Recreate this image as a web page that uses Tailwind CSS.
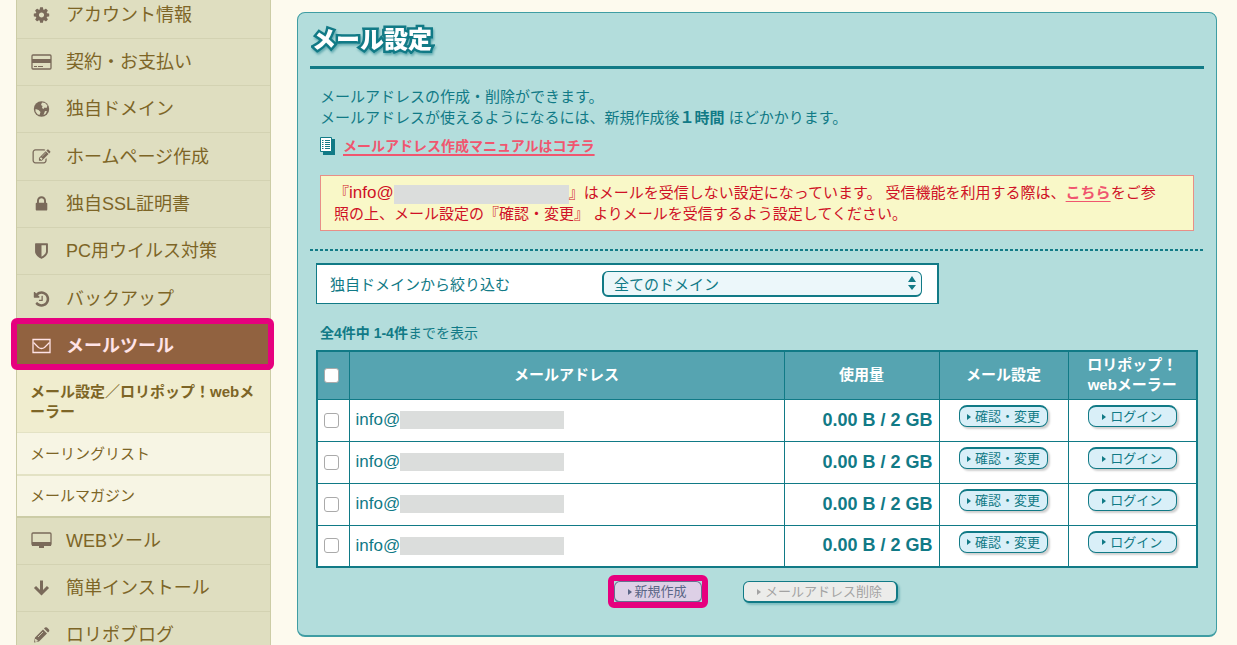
<!DOCTYPE html>
<html lang="ja">
<head>
    <meta charset="UTF-8">
    <meta name="viewport" content="width=device-width, initial-scale=1.0">
    <title>メール設定</title>
    <script src="https://cdn.jsdelivr.net/npm/@tailwindcss/browser@4"></script>
</head>
<body class="h-screen overflow-hidden bg-[#fdfaee] font-['Liberation_Sans','Noto_Sans_CJK_JP',sans-serif] text-[15px] text-[#117a86]">

<div class="flex items-start gap-[26px] pl-4 pr-5">

    <!-- Sidebar -->
    <nav class="-mt-2 w-[255px] shrink-0 border-x border-[#cccca6] bg-[#dfdec0] text-lg text-[#7d6526]">
        <a href="#" class="flex h-[47px] items-center gap-[14px] border-b border-[#d3d2b2] pl-[14px]">
            <svg class="h-[18px] w-[21px] shrink-0 fill-[#7a6a5a]" viewBox="0 0 1792 1792"><path d="M1152 896q0-106-75-181t-181-75-181 75-75 181 75 181 181 75 181-75 75-181zm512-109v222q0 12-8 23t-20 13l-185 28q-19 54-39 91 35 50 107 138 10 12 10 25t-9 23q-27 37-99 108t-94 71q-12 0-26-9l-138-108q-44 23-91 38-16 136-29 186-7 28-36 28h-222q-14 0-24.5-8.5t-11.5-21.5l-28-184q-49-16-90-37l-141 107q-10 9-25 9-14 0-25-11-126-114-165-168-7-10-7-23 0-12 8-23 15-21 51-66.5t54-70.5q-27-50-41-99l-183-27q-13-2-21-12.5t-8-23.5v-222q0-12 8-23t19-13l186-28q14-46 39-92-40-57-107-138-10-12-10-24 0-10 9-23 26-36 98.5-107.5t94.5-71.5q13 0 26 10l138 107q44-23 91-38 16-136 29-186 7-28 36-28h222q14 0 24.5 8.5t11.5 21.5l28 184q49 16 90 37l142-107q9-9 24-9 13 0 25 10 129 119 165 170 7 8 7 22 0 12-8 23-15 21-51 66.5t-54 70.5q26 50 41 98l183 28q13 2 21 12.5t8 23.5z"/></svg>
            アカウント情報
        </a>
        <a href="#" class="flex h-[47px] items-center gap-[14px] border-b border-[#d3d2b2] pl-[14px]">
            <svg class="h-[18px] w-[21px] shrink-0" viewBox="0 0 21 18"><rect x="1" y="2" width="19" height="14" rx="1" fill="none" stroke="#7a6a5a" stroke-width="1.3"/><path d="M1 6h19v4H1z" fill="#7a6a5a"/><path d="M3 13.5h3M7 13.5h5" stroke="#7a6a5a"/></svg>
            契約・お支払い
        </a>
        <a href="#" class="flex h-[47px] items-center gap-[14px] border-b border-[#d3d2b2] pl-[14px]">
            <svg class="h-[18px] w-[21px] shrink-0" viewBox="0 0 21 18"><circle cx="10.5" cy="9" r="7.7" fill="#7a6a5a"/><path d="M11 2.5l3 .5 2.5 2.5-1 2.5-2-.5-1 1.5-1.5-1 .5-2-1.5-1zM4.5 9l3 1 2 2-1 3-2-.8-2-2.7zM14 11l2 .3-1.5 2.7-2 1z" fill="#dfdec0"/></svg>
            独自ドメイン
        </a>
        <a href="#" class="flex h-12 items-center gap-[14px] border-b border-[#d3d2b2] pl-[14px]">
            <svg class="h-[18px] w-[21px] shrink-0 fill-[#7a6a5a]" viewBox="0 0 1792 1792"><path d="M888 1184l116-116-152-152-116 116v56h96v96h56zm440-720q-16-16-33 1l-350 350q-17 17-1 33t33-1l350-350q17-17 1-33zm80 594v190q0 119-84.5 203.5t-203.5 84.5h-832q-119 0-203.5-84.5t-84.5-203.5v-832q0-119 84.5-203.5t203.5-84.5h832q63 0 117 25 15 7 18 23 3 17-9 29l-49 49q-14 14-32 8-23-6-45-6h-832q-66 0-113 47t-47 113v832q0 66 47 113t113 47h832q66 0 113-47t47-113v-126q0-13 9-22l64-64q15-15 35-7t20 29zm-96-738l288 288-672 672h-288v-288zm444 132l-92 92-288-288 92-92q28-28 68-28t68 28l152 152q28 28 28 68t-28 68z"/></svg>
            ホームページ作成
        </a>
        <a href="#" class="flex h-[47px] items-center gap-[14px] border-b border-[#d3d2b2] pl-[14px]">
            <svg class="h-[18px] w-[21px] shrink-0 fill-[#7a6a5a]" viewBox="0 0 1792 1792"><path d="M640 768h512v-192q0-106-75-181t-181-75-181 75-75 181v192zm832 96v576q0 40-28 68t-68 28h-960q-40 0-68-28t-28-68v-576q0-40 28-68t68-28h32v-192q0-184 132-316t316-132 316 132 132 316v192h32q40 0 68 28t28 68z"/></svg>
            独自SSL証明書
        </a>
        <a href="#" class="flex h-[47px] items-center gap-[14px] border-b border-[#d3d2b2] pl-[14px]">
            <svg class="h-[18px] w-[21px] shrink-0 fill-[#7a6a5a]" viewBox="0 0 1792 1792"><path d="M1344 960v-640h-448v1137q119-63 213-137 235-184 235-360zm192-768v768q0 86-33.5 170.5t-83 150-118 127.5-126.5 103-121 77.5-89.5 49.5-42.5 20q-12 6-26 6t-26-6q-16-7-42.5-20t-89.5-49.5-121-77.5-126.5-103-118-127.5-83-150-33.5-170.5v-768q0-26 19-45t45-19h1152q26 0 45 19t19 45z"/></svg>
            PC用ウイルス対策
        </a>
        <a href="#" class="flex h-[47px] items-center gap-[14px] pl-[14px]">
            <svg class="h-[18px] w-[21px] shrink-0 fill-[#7a6a5a]" viewBox="0 0 1792 1792"><path d="M1664 896q0 156-61 298t-164 245-245 164-298 61q-172 0-327-72.5t-264-204.5q-7-10-6.5-22.5t8.5-20.5l137-138q10-9 25-9 16 2 23 12 73 95 179 147t225 52q104 0 198.5-40.5t163.5-109.5 109.5-163.5 40.5-198.5-40.5-198.5-109.5-163.5-163.5-109.5-198.5-40.5q-98 0-188 35.5t-160 101.5l137 138q31 30 14 69-17 40-59 40h-448q-26 0-45-19t-19-45v-448q0-42 40-59 39-17 69 14l130 129q107-101 244.5-156.5t284.5-55.5q156 0 298 61t245 164 164 245 61 298zm-640-288v448q0 14-9 23t-23 9h-320q-14 0-23-9t-9-23v-64q0-14 9-23t23-9h224v-352q0-14 9-23t23-9h64q14 0 23 9t9 23z"/></svg>
            バックアップ
        </a>

        <!-- Current section -->
        <a href="#" class="relative flex h-12 items-center gap-[14px] bg-[#916240] pl-[14px] font-bold text-[#ffe3e6]">
            <svg class="h-[18px] w-[21px] shrink-0" viewBox="0 0 21 18" fill="none" stroke="#ffe3e6" stroke-width="1.3"><path d="M2 2.5h17v13H2z"/><path d="M2.5 5.5l5 5q3 2 6 0l5-5"/></svg>
            メールツール
            <span class="absolute -top-1 -right-1 bottom-0 -left-[6px] rounded-md border-6 border-[#e6007e]"></span>
        </a>
        <div class="text-[15px]">
            <a href="#" class="block h-[63px] border-b border-[#e3e2c4] bg-[#f0edcf] py-3 pr-3 pl-[13px] leading-5 font-bold [line-break:anywhere]">メール設定／ロリポップ！webメーラー</a>
            <a href="#" class="flex h-[43px] items-center border-b-2 border-[#e3e2c4] bg-[#f7f5e4] pl-[13px]">メーリングリスト</a>
            <a href="#" class="flex h-[42px] items-center border-b-2 border-[#cccca6] bg-[#f7f5e4] pl-[13px]">メールマガジン</a>
        </div>

        <a href="#" class="flex h-[47px] items-center gap-[14px] border-b border-[#d3d2b2] pl-[14px]">
            <svg class="h-[18px] w-[21px] shrink-0" viewBox="0 0 21 18"><rect x="1" y="1" width="19" height="12" rx="1" fill="none" stroke="#7a6a5a" stroke-width="1.3"/><path d="M1 10h19v4H1zM8 14h5v2H8z" fill="#7a6a5a"/></svg>
            WEBツール
        </a>
        <a href="#" class="flex h-[47px] items-center gap-[14px] border-b border-[#d3d2b2] pl-[14px]">
            <svg class="h-[18px] w-[21px] shrink-0" viewBox="0 0 21 18" fill="none" stroke="#7a6a5a" stroke-width="3"><path d="M10.5 1.5v13M4 8l6.5 6.5L17 8"/></svg>
            簡単インストール
        </a>
        <a href="#" class="flex h-[47px] items-center gap-[14px] border-b border-[#d3d2b2] pl-[14px]">
            <svg class="h-[18px] w-[21px] shrink-0" viewBox="0 0 21 18"><path d="M3 16.5l1-5 8-8 4 4-8 8zM13 2.5l1-1q1-.7 2 0l2 2q.7 1 0 2l-1 1z" fill="#7a6a5a"/><path d="M4.5 13l2 2-2 .5zM7 11l5-5" fill="#dfdec0" stroke="#dfdec0" stroke-width=".8"/></svg>
            ロリポブログ
        </a>
    </nav>

    <!-- Main panel -->
    <main class="mt-3 min-w-0 flex-1 rounded-lg border border-b-2 border-[#3f9da3] bg-[#b3dddc] px-3 pb-8">
        <div class="border-b-3 border-[#117a86] pt-2 pb-2">
            <h1 class="pl-[2px] text-2xl leading-[37px] font-black text-white drop-shadow-[1px_2px_1px_#117a8680] [-webkit-text-stroke:5px_#117a86] [paint-order:stroke_fill]">メール設定</h1>
        </div>

        <div class="px-[10px] pt-[17px]">
            <p class="leading-[21px]">メールアドレスの作成・削除ができます。<br>メールアドレスが使えるようになるには、新規作成後<b>１時間</b> ほどかかります。</p>
            <p class="mt-2 flex items-center gap-2 leading-[22px]">
                <svg class="h-[18px] w-[15px] shrink-0" viewBox="0 0 15 18"><path d="M3 2h12v16H3z" fill="#117a86"/><path d="M.5.5h11v14H.5z" fill="#fff" stroke="#117a86"/><path d="M2 3.5h1.5M5 3.5h5M2 5.5h1.5M5 5.5h5M2 7.5h1.5M5 7.5h5M2 9.5h1.5M5 9.5h5M2 11.5h1.5M5 11.5h5" stroke="#117a86"/></svg>
                <a href="#" class="text-sm font-bold text-[#f0566f] underline decoration-2 underline-offset-3">メールアドレス作成マニュアルはコチラ</a>
            </p>
            <div class="mt-[19px] border border-[#e88f88] bg-[#f9f8c8] py-[6px] pr-[30px] pl-[13px] leading-[21px] text-[#cf1126]">
                『<span class="text-[17px] leading-none">info@</span><span class="-my-1 inline-block h-[19px] w-[175px] bg-[#dbdddc] align-middle"></span>』はメールを受信しない設定になっています。 受信機能を利用する際は、<a href="#" class="font-bold text-[#f0566f] underline underline-offset-3">こちら</a>をご参照の上、メール設定の『確認・変更』 よりメールを受信するよう設定してください。
            </div>
        </div>

        <div class="mt-[18px] h-[2px] bg-[repeating-linear-gradient(90deg,#117a86_0_3px,transparent_3px_5px)]"></div>

        <div class="px-[6px] pt-3">
            <form class="flex h-[41px] w-[623px] max-w-full items-center border-2 border-b border-l border-[#117a86] bg-white pr-[15px] pl-[13px]">
                <label for="domain" class="flex-1 pt-[2px]">独自ドメインから絞り込む</label>
                <div class="relative">
                    <select id="domain" class="block h-[26px] w-[320px] appearance-none rounded-md border border-b-2 border-l-2 border-[#117a86] bg-[#ecf7fa] pt-[2px] pl-[10px] text-[15px] leading-[21px]">
                        <option>全てのドメイン</option>
                    </select>
                    <svg class="pointer-events-none absolute top-[5px] right-[6px] h-[14px] w-[8px] fill-[#117a86]" viewBox="0 0 8 14"><path d="M4 0l4 6H0zM4 14l4-5H0z"/></svg>
                </div>
            </form>

            <p class="mt-[19px] pl-[4px] text-sm leading-5"><b>全4件中 1-4件</b>までを表示</p>

            <table class="mt-[7px] w-full table-fixed border-collapse border-2 border-[#117a86] bg-white">
                <thead>
                    <tr class="h-12 bg-[#56a4b1] leading-5 text-white">
                        <th class="w-8 border border-[#117a86] pr-[3px]"><input type="checkbox" aria-label="すべて選択" class="mx-auto block size-[15px] appearance-none rounded-[3px] border border-[#aaa] bg-white"></th>
                        <th class="border border-[#117a86]">メールアドレス</th>
                        <th class="w-[155px] border border-[#117a86]">使用量</th>
                        <th class="w-[129px] border border-[#117a86]">メール設定</th>
                        <th class="w-[129px] border border-[#117a86]">ロリポップ！<br>webメーラー</th>
                    </tr>
                </thead>
                <tbody id="accounts"></tbody>
            </table>
        </div>

        <div class="mt-[13px] flex items-start justify-center gap-[41px] pr-[3px]">
            <button type="button" class="relative flex h-[22px] w-[88px] items-center justify-center gap-[2px] rounded-md border border-b-2 border-[#66708f] bg-[#ddd0e6] text-[13px] text-[#5b6687]">
                <svg class="h-[6px] w-[4px] fill-current" viewBox="0 0 4 6"><path d="M0 0l4 3-4 3z"/></svg>新規作成
                <span class="absolute -inset-[7px] rounded-md border-6 border-[#e6007e]"></span>
            </button>
            <button type="button" class="flex h-[22px] w-[155px] items-center justify-center gap-[4px] rounded-md border border-r-2 border-b-2 border-[#117a86] bg-[#ececea] text-[13px] text-[#a3a3a3] shadow-[2px_2px_2px_#117a8650]">
                <svg class="h-[6px] w-[4px] fill-current" viewBox="0 0 4 6"><path d="M0 0l4 3-4 3z"/></svg>メールアドレス削除
            </button>
        </div>
    </main>
</div>

<script>
    const arrow = '<svg class="h-[6px] w-[4px] fill-current" viewBox="0 0 4 6"><path d="M0 0l4 3-4 3z"/></svg>';
    const button = 'mx-auto mb-2 flex h-[22px] w-[89px] items-center justify-center gap-[4px] rounded-lg border border-t-2 border-[#117a86] bg-[#d9eff8] text-[13px] shadow-[2px_2px_2px_#00000030]';

    // One row per mailbox
    document.getElementById('accounts').innerHTML = [1, 2, 3, 4].map((n) => `
        <tr class="h-[42px]">
            <td class="border border-[#117a86] pr-[3px]"><input type="checkbox" aria-label="メールアドレス${n}" class="mx-auto block size-[15px] appearance-none rounded-[3px] border border-[#aaa] bg-white"></td>
            <td class="border border-[#117a86] pl-[6px]"><div class="flex items-center text-[17px]">info@<span class="h-[18px] w-[164px] bg-[#dbdddc]"></span></div></td>
            <td class="border border-[#117a86] pr-[6px] text-right text-[18px] font-bold">0.00 B / 2 GB</td>
            <td class="border border-[#117a86]"><button type="button" class="${button}">${arrow}確認・変更</button></td>
            <td class="border border-[#117a86]"><button type="button" class="${button}">${arrow}ログイン</button></td>
        </tr>`).join('');
</script>
</body>
</html>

******

Exercise brief:
Write out nothing but the lines from the start of the data through the line with "items-start gap-[26px] pl-4". Leave out the pictures.

Written response:
Recreate this image as a web page that uses Tailwind CSS.
<!DOCTYPE html>
<html lang="ja">
<head>
    <meta charset="UTF-8">
    <meta name="viewport" content="width=device-width, initial-scale=1.0">
    <title>メール設定</title>
    <script src="https://cdn.jsdelivr.net/npm/@tailwindcss/browser@4"></script>
</head>
<body class="h-screen overflow-hidden bg-[#fdfaee] font-['Liberation_Sans','Noto_Sans_CJK_JP',sans-serif] text-[15px] text-[#117a86]">

<div class="flex items-start gap-[26px] pl-4 pr-5">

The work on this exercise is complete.